Monday, May 21, 2007

No news is good news.


Caliente.
Originally uploaded by This Year's Love.
I got a new car--well, it's not technically mine but I get to drive it. It's a demo. A perk of my job. I have a lot of perks.

I got a call from my realtor today saying that my financing is in underwriting! I was going to call to find out what was going on today but she called before I could. Yay! She said things should be done by Thursday and a closing date can be set for whenever and...um...I'LL BE A HOMEOWNER.

It doesn't seem real, but it's pretty amazing.
It dawned on me tonight while sitting in the back of my car after visiting Kelly in Rennselaer and texting Anna about the underwriting that I'm going to turn 21 in 15 days. And I'm going to be a homeowner probably before that. I was in such a rush, I felt like I have lived with my parents for 40 years when it's been 21...there's been no reason to move out, no opportunity, so it was really just my desire to stop being treated and talked at like a child. I'll always be their child, but I'm not a juvenile anymore. Whether I like it or not, I'm an "adult"...whatever the hell that means. Oh yeah, spending every cent I make to survive. (Not really. It feels like it, though.)
My issue, as I once put it to my friend Vivian, is that we don't necessarily dislike our parents so much as we dislike being treated as kids but don't have any choice when we live with them. They won't see us as adults when we're living under their roof and they don't want to accept that we are adults even when we move out. But at least when we don't live under their roof, under their rules, we have a leg to stand on. We pay our own bills, we set our own schedules, and they really can't say anything about it--well, they can, but they can't enforce them or make us feel like we should "obey' them anymore.

I won't kid myself into thinking that once I don't live with them anymore that we'll have better relationships. We've never really and that won't change no matter what. And I'm fine with that. At least when I'm on my own I can make my own mistakes without them breathing down my neck and when they say "no" I can say "shut up! you can't tell me what to do!" and then do it. or not do it. IT'S MY CALL!

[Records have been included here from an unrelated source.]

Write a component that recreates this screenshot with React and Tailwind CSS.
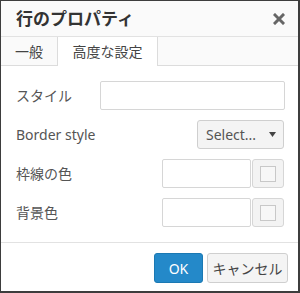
import React from 'react';

function ColorRow({ label }) {
  return (
    <div className="flex h-[29px] items-center">
      <span className="w-[161px] pl-[15px]">{label}</span>
      <input className="h-[29px] w-[89px] rounded-[2px] border border-[#d6d6d6] bg-white outline-none" />
      <button className="ml-[1px] flex h-[29px] w-[32px] items-center justify-center rounded-[3px] border border-[#d6d6d6] bg-[#f3f3f3]">
        <span className="block h-[16px] w-[16px] border border-[#c8c8c8] bg-[#f7f7f7]" />
      </button>
    </div>
  );
}

export default function App() {
  return (
    <div
      className="flex h-[293px] w-[300px] flex-col border-t border-l border-r-2 border-b-2 border-[#3d3d3d] bg-white text-[14px] text-[#555]"
      style={{ fontFamily: '"Noto Sans", "Noto Sans CJK JP", sans-serif' }}
    >
      <div className="flex h-[36px] shrink-0 items-center justify-between border-b border-[#e2e2e2] bg-[#fafafa] pl-[15px] pr-[13px]">
        <span className="text-[17px] font-bold text-[#333]">行のプロパティ</span>
        <svg width="12" height="12" viewBox="0 0 12 12" className="mt-[1px]">
          <path d="M2 2 L10 10 M10 2 L2 10" stroke="#666" strokeWidth="3" strokeLinecap="square" />
        </svg>
      </div>

      <div className="flex h-[29px] shrink-0 bg-white">
        <div className="flex w-[57px] items-center justify-center border-r border-b border-[#dcdcdc] bg-[#fafafa] text-[#444]">
          一般
        </div>
        <div className="flex w-[100px] items-center justify-center border-r border-[#dcdcdc] text-[#444]">
          高度な設定
        </div>
        <div className="flex-1 border-b border-[#dcdcdc] bg-[#fafafa]" />
      </div>

      <div className="flex flex-1 flex-col gap-[10px] pt-[15px]">
        <div className="flex h-[29px] items-center">
          <span className="w-[99px] pl-[15px]">スタイル</span>
          <input className="h-[29px] w-[185px] rounded-[2px] border border-[#d6d6d6] bg-white outline-none" />
        </div>
        <div className="flex h-[29px] items-center">
          <span className="w-[196px] pl-[15px]">Border style</span>
          <button className="flex h-[29px] w-[87px] items-center justify-between rounded-[3px] border border-[#cfcfcf] bg-[#f4f4f4] pl-[8px] pr-[7px] text-[#555]">
            <span>Select...</span>
            <svg width="7" height="5" viewBox="0 0 7 5">
              <path d="M0 0 L7 0 L3.5 5 Z" fill="#444" />
            </svg>
          </button>
        </div>
        <ColorRow label="枠線の色" />
        <ColorRow label="背景色" />
      </div>

      <div className="flex h-[49px] shrink-0 items-start justify-end gap-[4px] border-t border-[#e2e2e2] pt-[10px] pr-[10px]">
        <button className="h-[30px] w-[49px] rounded-[3px] border border-[#1b79b3] bg-[#2489c9] text-[14px] text-white">
          OK
        </button>
        <button className="h-[30px] w-[81px] rounded-[3px] border border-[#cfcfcf] bg-[#f4f4f4] text-[14px] text-[#444]">
          キャンセル
        </button>
      </div>
    </div>
  );
}
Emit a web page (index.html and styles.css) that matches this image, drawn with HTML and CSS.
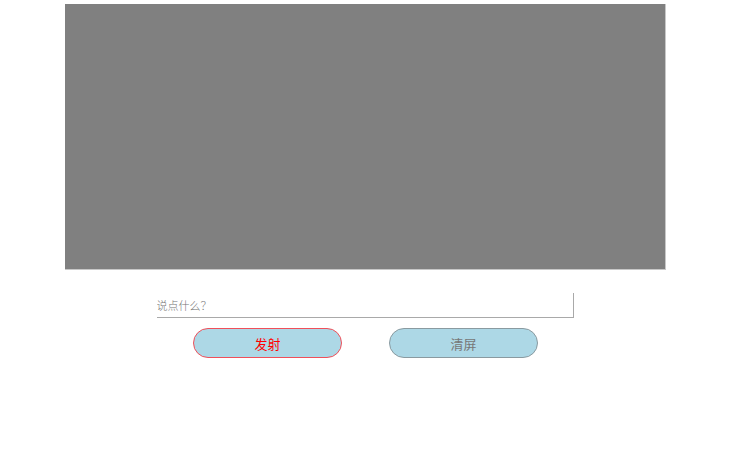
FILE: index.html
```html
<!DOCTYPE html>
<html lang="zh">
<head>
<meta charset="utf-8">
<title>弹幕</title>
<link rel="stylesheet" href="styles.css">
</head>
<body>
<div class="page">
  <div class="screen"></div>
  <input class="say" type="text" placeholder="说点什么？">
  <div class="actions">
    <button class="btn fire">发射</button>
    <button class="btn clear">清屏</button>
  </div>
</div>
</body>
</html>
```
FILE: styles.css
```css
html, body {
  margin: 0;
  padding: 0;
  background: #fff;
}
.page {
  display: flex;
  flex-direction: column;
  align-items: center;
  padding-top: 4px;
  font-family: "Noto Sans CJK SC", "Noto Sans", sans-serif;
}
.screen {
  width: 600px;
  height: 265px;
  background: #808080;
  border-right: 1px solid #c8c8c8;
  border-bottom: 1px solid #c8c8c8;
  margin-left: 1px;
}
.say {
  margin-top: 23px;
  width: 416px;
  height: 24px;
  box-sizing: content-box;
  padding: 0;
  border: none;
  border-right: 1px solid #a9a9a9;
  border-bottom: 1px solid #a9a9a9;
  outline: none;
  font-family: "Noto Sans CJK SC", sans-serif;
  font-size: 11px;
  font-weight: 300;
  color: #333;
}
.say::placeholder {
  color: #757575;
}
.actions {
  display: flex;
  gap: 47px;
  margin-top: 10px;
  margin-left: 1px;
}
.btn {
  width: 149px;
  height: 30px;
  border-radius: 15px;
  background: #add8e6;
  font-family: "Noto Sans CJK SC", sans-serif;
  font-size: 13px;
  padding: 0;
  cursor: pointer;
}
.fire {
  border: 1px solid #f0505a;
  color: #ff0000;
}
.clear {
  border: 1px solid #8a9aa0;
  color: #777;
}
```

I've decided that despite my earlier conviction to keep my cat I won't be taking her with me. My parents have told me enough times that they want to keep her that I won't feel the slightest bit guilty for leaving her. I know for a fact she wouldn't like living in a smaller house and she certainly wouldn't like having so fewer places to hide and sleep all day and get away from the dogs. She just hasn't been the same since I got Judah. She honestly couldn't handle the change. I still loved her and spent as much time with her, but she didn't care and pulled away from me. Bitch.
I won't be getting another cat anytime soon. I don't really have use for cats. It's nice to have one around the house, I've already got her and have no intention of giving her away, but since my parents want her they can have her and I can live without the drama.
I do want to adopt a Greyhound, but not right away. I don't think I'll bring any new animals in for a while. At least not until I get the house sort of how I want it. There'll be plenty of time for everything next year. Or whatever--if something comes along sooner, I can decide on my own without consulting anyone or having to ask permission. FREEDOM!
How novel.

I guess my issue was always that my parents said no to stupid things and completely ignored the more important stuff. Like they have never, ever asked or cared about where I've been all night if I've gone out. They don't wonder if I'm drinking or smoking or doing drugs. I've just not done many things or often enough for it to be a problem. I smoke, they don't know, but I have said that I've smoked--they just don't believe me. I don't drink often--the times I do drink it's with them around, at my sister's house, and never when I was driving. Now I really can't stand the taste of alcohol--even the girly drinks. I've never gotten drunk and have no desire to.
I've left how many times without saying where I'm going. They don't call, leave a light on, and don't ask me the next day. I don't want them hounding me about it, but sheesh. Show SOME concern.

Suddenly I feel ridiculously young now that I'm faced with the knowledge that I'll be living on my own not in an apartment but jumping feet first into home ownership by myself. My parents waited for decades, were in their 50's when they finally bought a house, and Rachel had Adam. I've got Jude and Is.

And, too, I've noticed a sudden feeling of wanderlust. I want to see the world. I'm YOUNG...and I don't have a thing holding me down.
Well, I will. Soon enough.
So I wonder why I'm moving out--I mean, I know WHY--and why I have the dogs and why I have this job that's so personal ... it's not just a pencil pushing job....when I want to travel.
But then I would never be able to leave my dogs. I spent, oh, three or four days in California last year and by the first night in Santa Barbara I saw a dog and started crying. Literally crying because I was that upset that I couldn't touch or see or hear Judah when I went to bed that night.
Anyway...sometime in the near future when I don't have this job anymore I'll think about renting out my house and hitting the road for a while. See the country....I hope.

My big chocolate Oranda (goldfish) is worrying me. He keeps going to the surface...he never does that. He's not acting weird otherwise and doesn't look sick. But let's just say that if he died I would have to call off of work. And he'd be given a real burial.